**STATED EXERCISE:** Can you pull out each line of the data below that includes the word "this"?

**DATASET EXTRACT:**
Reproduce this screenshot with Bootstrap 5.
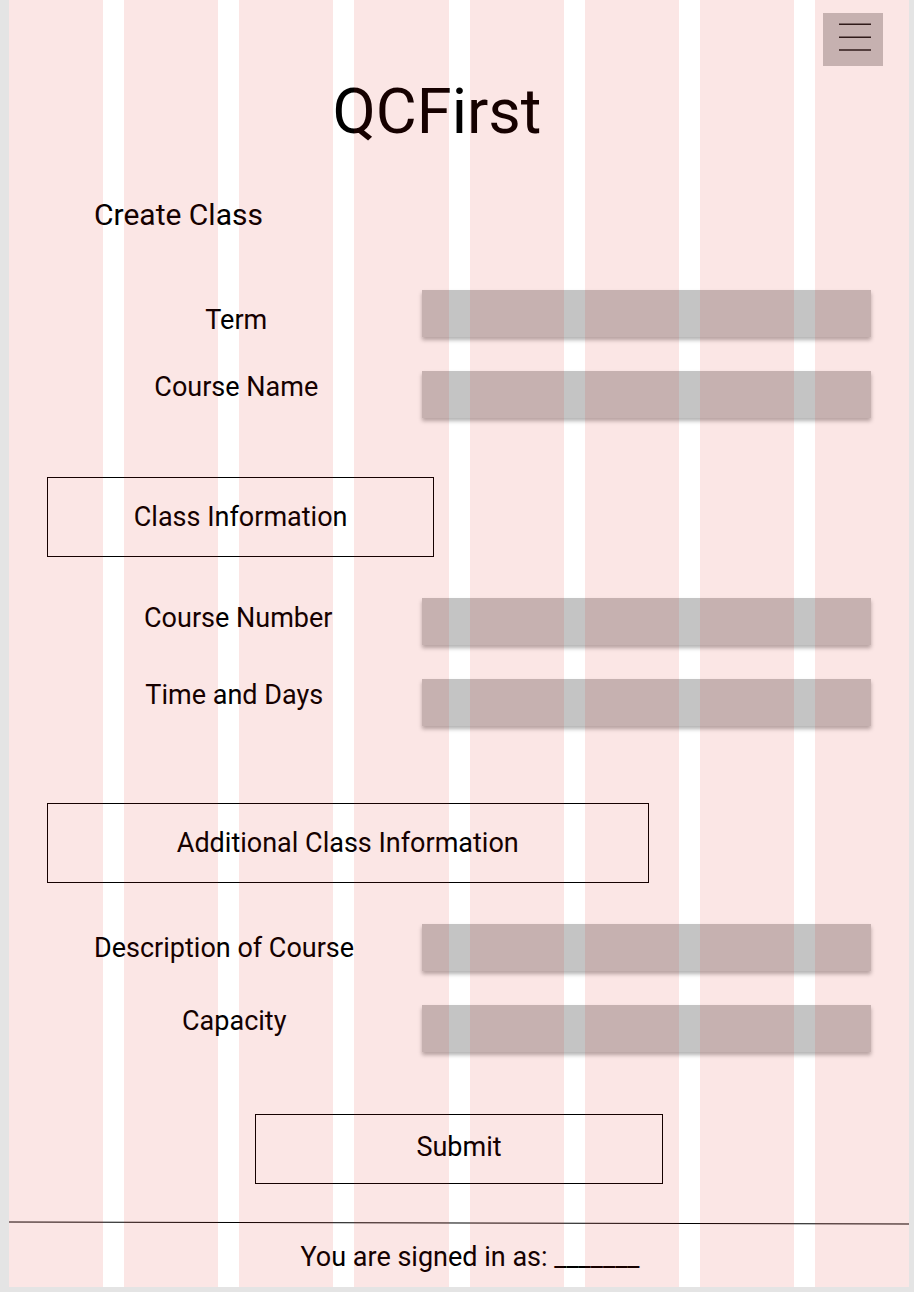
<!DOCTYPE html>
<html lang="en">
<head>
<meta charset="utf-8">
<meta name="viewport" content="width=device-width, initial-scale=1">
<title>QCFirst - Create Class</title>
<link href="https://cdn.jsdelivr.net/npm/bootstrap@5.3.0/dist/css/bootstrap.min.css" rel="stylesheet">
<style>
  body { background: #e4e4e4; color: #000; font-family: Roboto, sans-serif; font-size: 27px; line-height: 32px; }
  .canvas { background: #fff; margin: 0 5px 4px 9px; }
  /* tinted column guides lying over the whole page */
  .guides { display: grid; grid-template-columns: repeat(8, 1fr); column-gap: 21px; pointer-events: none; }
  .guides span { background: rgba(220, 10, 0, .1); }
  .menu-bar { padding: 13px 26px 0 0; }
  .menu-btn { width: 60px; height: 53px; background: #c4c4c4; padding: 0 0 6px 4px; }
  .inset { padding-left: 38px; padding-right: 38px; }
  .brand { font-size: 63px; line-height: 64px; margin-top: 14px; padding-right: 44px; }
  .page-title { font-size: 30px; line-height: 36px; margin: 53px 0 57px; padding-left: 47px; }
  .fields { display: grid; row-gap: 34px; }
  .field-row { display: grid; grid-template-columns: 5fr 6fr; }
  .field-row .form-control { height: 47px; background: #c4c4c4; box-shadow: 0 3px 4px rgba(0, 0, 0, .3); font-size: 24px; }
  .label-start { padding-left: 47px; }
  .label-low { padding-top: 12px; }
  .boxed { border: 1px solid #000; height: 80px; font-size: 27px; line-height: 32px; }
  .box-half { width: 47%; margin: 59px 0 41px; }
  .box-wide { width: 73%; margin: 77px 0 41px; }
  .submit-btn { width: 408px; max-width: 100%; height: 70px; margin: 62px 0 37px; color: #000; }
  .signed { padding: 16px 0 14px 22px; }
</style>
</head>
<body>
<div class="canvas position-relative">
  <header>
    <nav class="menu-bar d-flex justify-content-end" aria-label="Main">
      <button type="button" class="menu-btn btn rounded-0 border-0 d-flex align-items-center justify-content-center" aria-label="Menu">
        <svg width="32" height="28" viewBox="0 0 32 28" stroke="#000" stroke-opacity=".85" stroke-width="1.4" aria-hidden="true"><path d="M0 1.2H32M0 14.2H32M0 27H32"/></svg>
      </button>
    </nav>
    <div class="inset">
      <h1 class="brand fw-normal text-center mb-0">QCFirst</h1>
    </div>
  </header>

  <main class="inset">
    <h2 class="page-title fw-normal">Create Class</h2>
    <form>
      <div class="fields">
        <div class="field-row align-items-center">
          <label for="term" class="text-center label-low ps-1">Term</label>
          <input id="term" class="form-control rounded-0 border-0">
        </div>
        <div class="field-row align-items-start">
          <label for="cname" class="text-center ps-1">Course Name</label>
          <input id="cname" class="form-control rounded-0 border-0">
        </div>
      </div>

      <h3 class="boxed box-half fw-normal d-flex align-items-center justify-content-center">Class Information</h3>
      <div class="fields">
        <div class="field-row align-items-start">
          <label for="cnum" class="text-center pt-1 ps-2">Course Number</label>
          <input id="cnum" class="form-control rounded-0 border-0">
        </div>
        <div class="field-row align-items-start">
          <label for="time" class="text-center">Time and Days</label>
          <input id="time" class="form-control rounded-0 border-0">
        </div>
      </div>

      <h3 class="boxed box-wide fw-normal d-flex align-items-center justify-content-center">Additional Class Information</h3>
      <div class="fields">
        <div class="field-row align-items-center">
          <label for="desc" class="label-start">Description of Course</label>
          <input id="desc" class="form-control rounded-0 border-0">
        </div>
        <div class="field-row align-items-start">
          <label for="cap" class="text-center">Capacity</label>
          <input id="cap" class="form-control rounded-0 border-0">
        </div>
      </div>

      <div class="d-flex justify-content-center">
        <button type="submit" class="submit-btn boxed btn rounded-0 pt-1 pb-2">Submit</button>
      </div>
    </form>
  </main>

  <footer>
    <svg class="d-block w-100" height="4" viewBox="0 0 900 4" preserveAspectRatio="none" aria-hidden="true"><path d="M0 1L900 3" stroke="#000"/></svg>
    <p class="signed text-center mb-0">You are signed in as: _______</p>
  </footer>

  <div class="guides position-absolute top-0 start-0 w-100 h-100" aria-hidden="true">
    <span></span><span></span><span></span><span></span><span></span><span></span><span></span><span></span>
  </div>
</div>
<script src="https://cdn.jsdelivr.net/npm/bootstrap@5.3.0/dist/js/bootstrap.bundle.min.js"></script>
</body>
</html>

...

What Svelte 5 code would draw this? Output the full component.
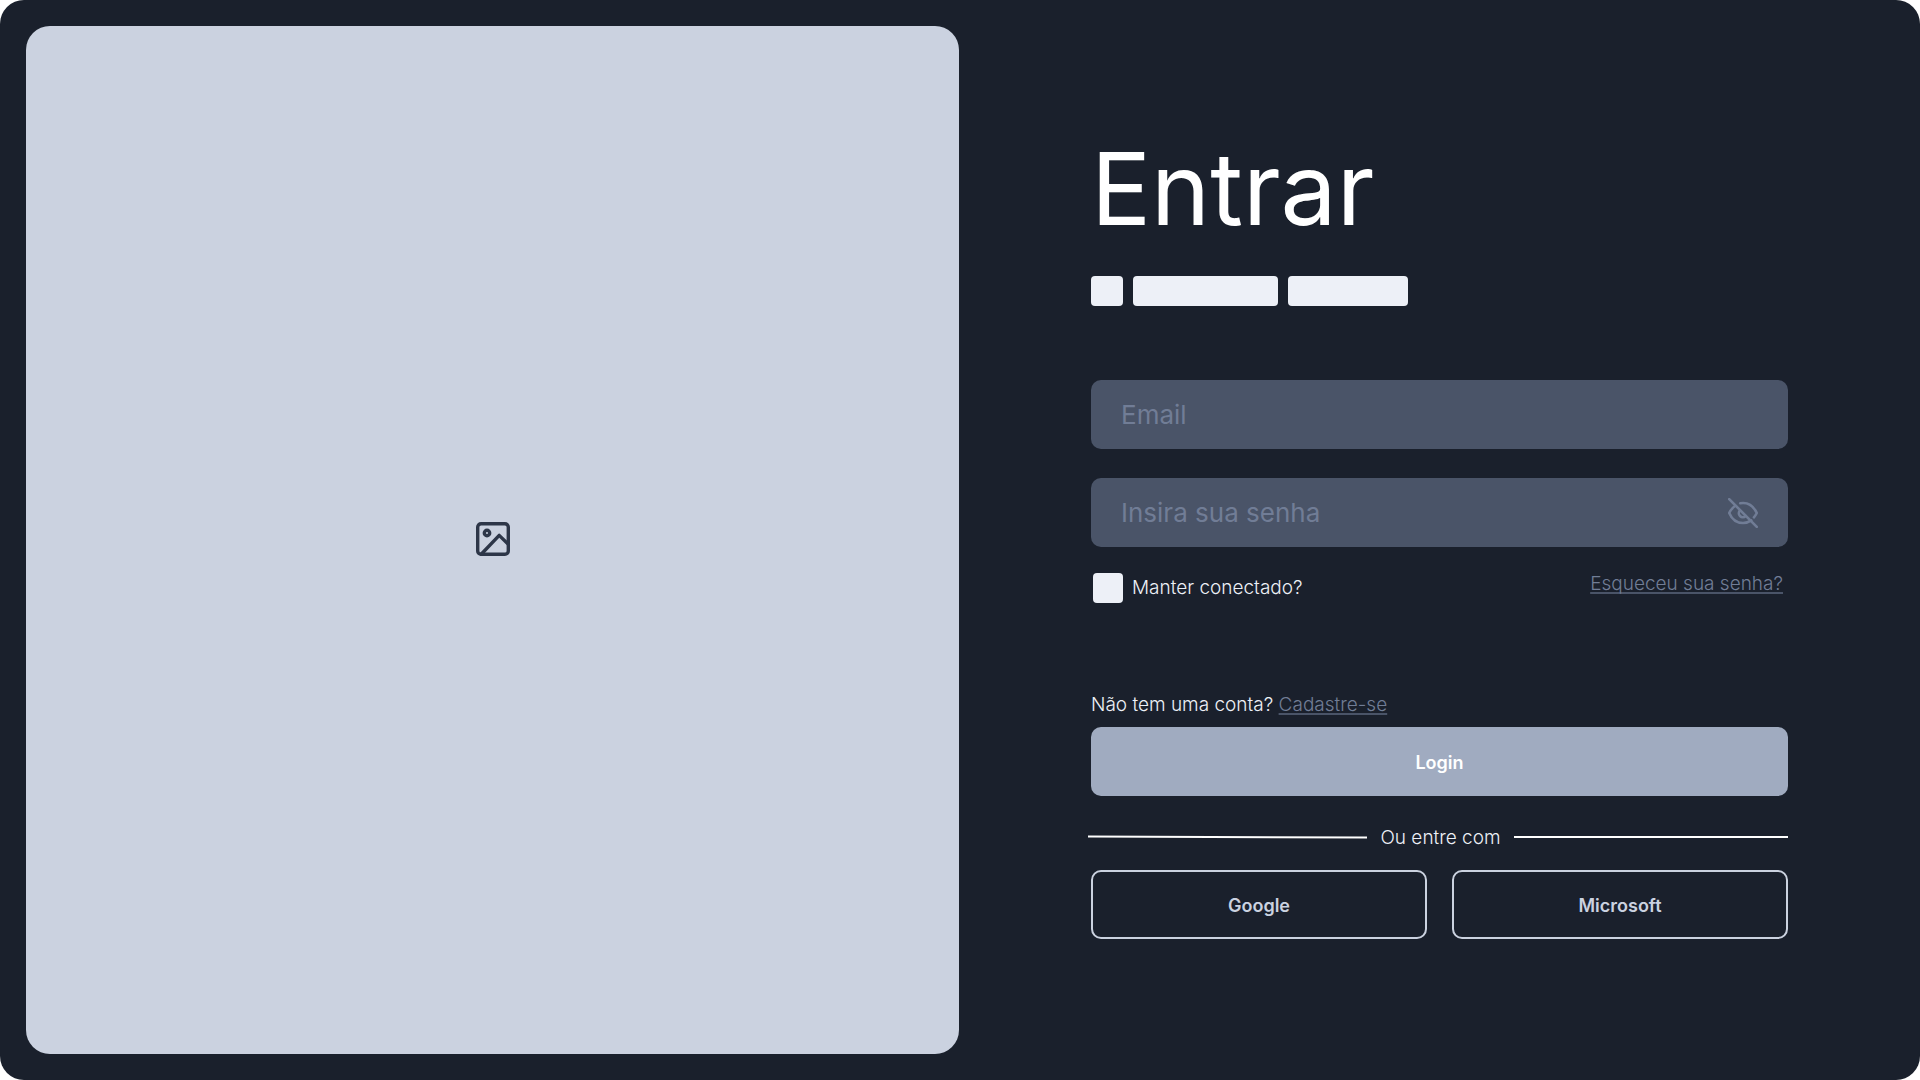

**ANSWER FOR THE TASK:**
Reproduce this screenshot with Bootstrap 5.
What Svelte 5 code would draw this? Output the full component.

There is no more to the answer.